Current financial reality means that more adult offspring are still living with their parents, or have moved back in, and some retired parents have moved in with grown offspring. There are folks who do co-housing, where they share a house or group of houses, with some shared resources. My son and his wife have raised her niece along with their other children; she is our grandchild just as surely as our biological grandchildren, and since some of those are my genetic grandchildren, and some are my husband’s, we just declared them all our grandchildren. When a relinquished offspring is not in communication with a birth parent, either during a closed adoption, or after being reunited but losing touch again, they are still family. An offspring who is estranged from parents, or even has been disowned, they are still family in the deepest sense. Not everyone agrees with these definitions of family, of course. Sometimes siblings become estranged, or someone disappears. Nevertheless, they are still someone’s family. When a young person goes to another country as an exchange student, the people with whom they live are referred to as the host family, and quite often, all keep in touch long after the exchange semester or year is over.

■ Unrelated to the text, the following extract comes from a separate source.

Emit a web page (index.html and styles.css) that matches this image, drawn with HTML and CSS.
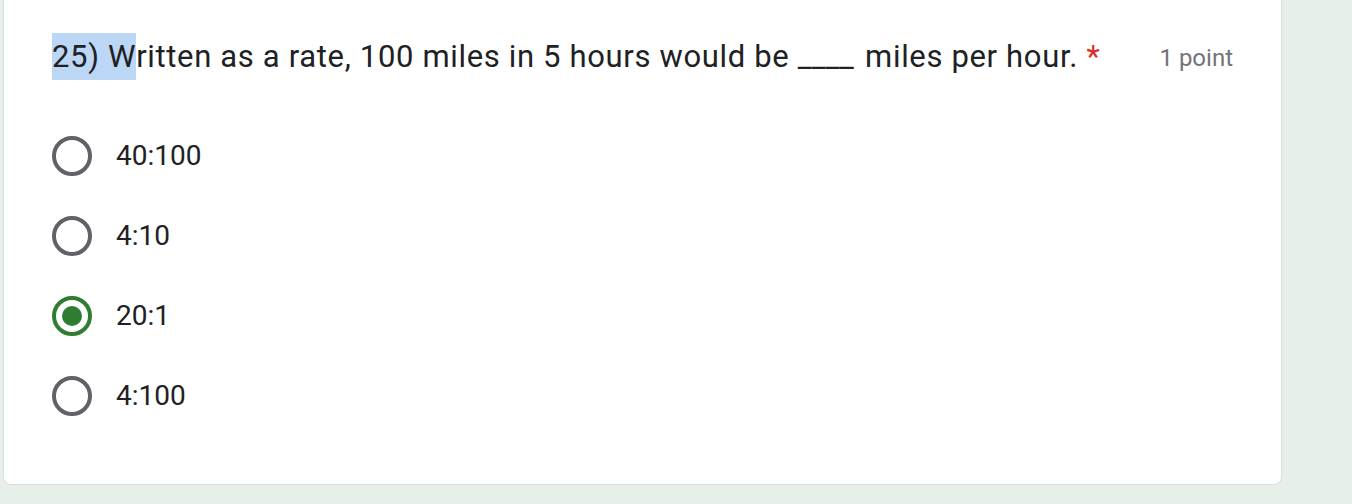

On the other hand, I had a dear friend, a former college roommate, who visited from time to time and we thought of her as family, even when it wasn’t easy. Her daughter, her only child, married and had two children. The mother lived in an apartment in their basement. She had no siblings, no cousins, no other biological family except the daughter and grandchildren. When Christmas came, the daughter told her that Christmas morning was “only for the immediate family, my husband, myself, and our children, not you, and you cannot come upstairs while we are opening our gifts.” I was shocked and can only imagine the hurt my friend experienced. The daughter was happy enough to inherit everything her mother had when she died several years later. Who was her family!

I am reminded of Robert Frost’s well-known poem, “The Death of the Hired Man,” the best-known line of which is, “Home is the place where, when you have to go there, / They have to take you in.” But the next line is “I should have called it / Something you somehow haven’t to deserve.” Then the couple discuss the fact that Silas, the hired man, has a rich brother who hasn’t helped him, but might if asked. They don’t know why the brothers are estranged. The poem ends when they discover that Silas has died while they were discussing him. Re-reading it now for the hundredth time or more in my life, I am moved to tears. They were his family, reluctantly or not. What constitutes a family?

The questions I would ask are, when they come to your house, do they have to knock, or have an invitation, or can they come in and be welcome? Can they come for Christmas dinner? Can they see you without your makeup, or if you haven’t shaved yet? If they need you, can they count on you, and can you count on them?

Relinquishment, adoption, foster care, and even marriage redefine family in every case. What constitutes a family at one time, or in one generation, may be quite different from how it is at another time. Consider enlarging your concept of family rather than trying to restrict it. It may be more complicated, but your life will be fuller.